M. Halabi a ainsi expliqué qu’il prévoyait, dans un premier temps, l’ouverture des écoles non occupées. Une même journée comprendrait alors deux horaires consécutifs pour permettre l’accès d’un plus grand nombre d’élèves à l’éducation. Certains experts interrogés par IB craignent, toutefois, que l’insuffisance des infrastructures scolaires et des ressources disponibles rende la situation extrêmement difficile à gérer, surtout dans les zones où les écoles sont massivement occupées.
Ensuite, le ministre a sollicité l’aide de quelques écoles privées qui pourraient accueillir les élèves, selon des horaires spécifiques.
Enfin, la possibilité d’un enseignement à distance a été évoquée. Le problème qui se pose dans ce cas est celui des modalités prévues pour ce faire, modalités qui n’ont toujours pas été détaillées.

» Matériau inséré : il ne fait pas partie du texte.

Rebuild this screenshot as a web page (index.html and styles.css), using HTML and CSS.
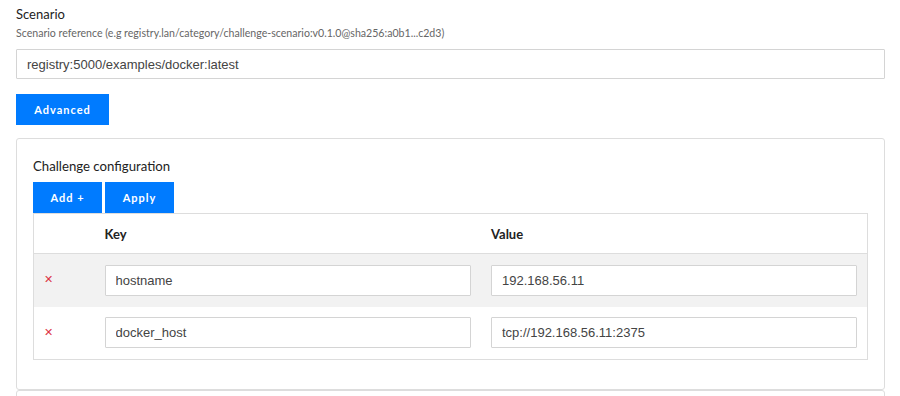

Or bon nombre d’élèves, ne pouvant profiter ni de la première ni de la seconde option, n’ont pas nécessairement accès à une connexion internet, ce qui pourrait les empêcher de suivre leurs cours.
En ce qui concerne l'Université libanaise, M. Halabi a envisagé l’ouverture, le 28 octobre prochain, de cinq facultés de l’institution en question.
Une rentrée sous le signe de l’incertitude
Outre la question des déplacés, les écoles publiques libanaises font face à d’autres défis structurels, notamment un manque de financement, des infrastructures détériorées et une pénurie d’enseignants.
“Le secteur éducatif libanais est déjà affaibli par la crise économique. Il pourrait subir un nouveau coup dur si des mesures concrètes ne sont pas prises pour soutenir à la fois les élèves, les déplacés et les enseignants”, indique-t-on de source proche du dossier. “N’oublions pas que le corps enseignant se trouve lui aussi en position précaire. Après des mois de grève en raison des conditions de travail déplorables et des salaires insuffisants, les enseignants pourraient exiger des réformes avant de s’engager pleinement dans cette nouvelle année scolaire”, poursuit-on de même source. Rappelons que leurs revendications incluent une revalorisation des salaires et de meilleures conditions d’enseignement, des demandes que le ministère devrait, le cas échéant, rapidement traiter pour éviter de nouvelles perturbations.
La rentrée scolaire du 4 novembre au Liban est donc loin d’être une rentrée ordinaire. Entre la guerre, les vagues de déplacements et les conditions économiques déplorables, les écoles publiques sont à la croisée des chemins. Il appartient aux autorités libanaises de trouver des solutions pragmatiques et humaines pour répondre à cette crise sans précédent. L’objectif est de préserver le secteur de l’éducation, pilier fondamental de l’avenir du pays, afin qu’il ne soit pas une victime supplémentaire de la guerre et de la crise actuelle. Les prochaines semaines seront donc décisives. Le défi consiste à concilier l’accueil des déplacés internes et la reprise des cours dans les écoles publiques, tout en assurant une rentrée scolaire sécurisée, tant pour les élèves que pour les enseignants.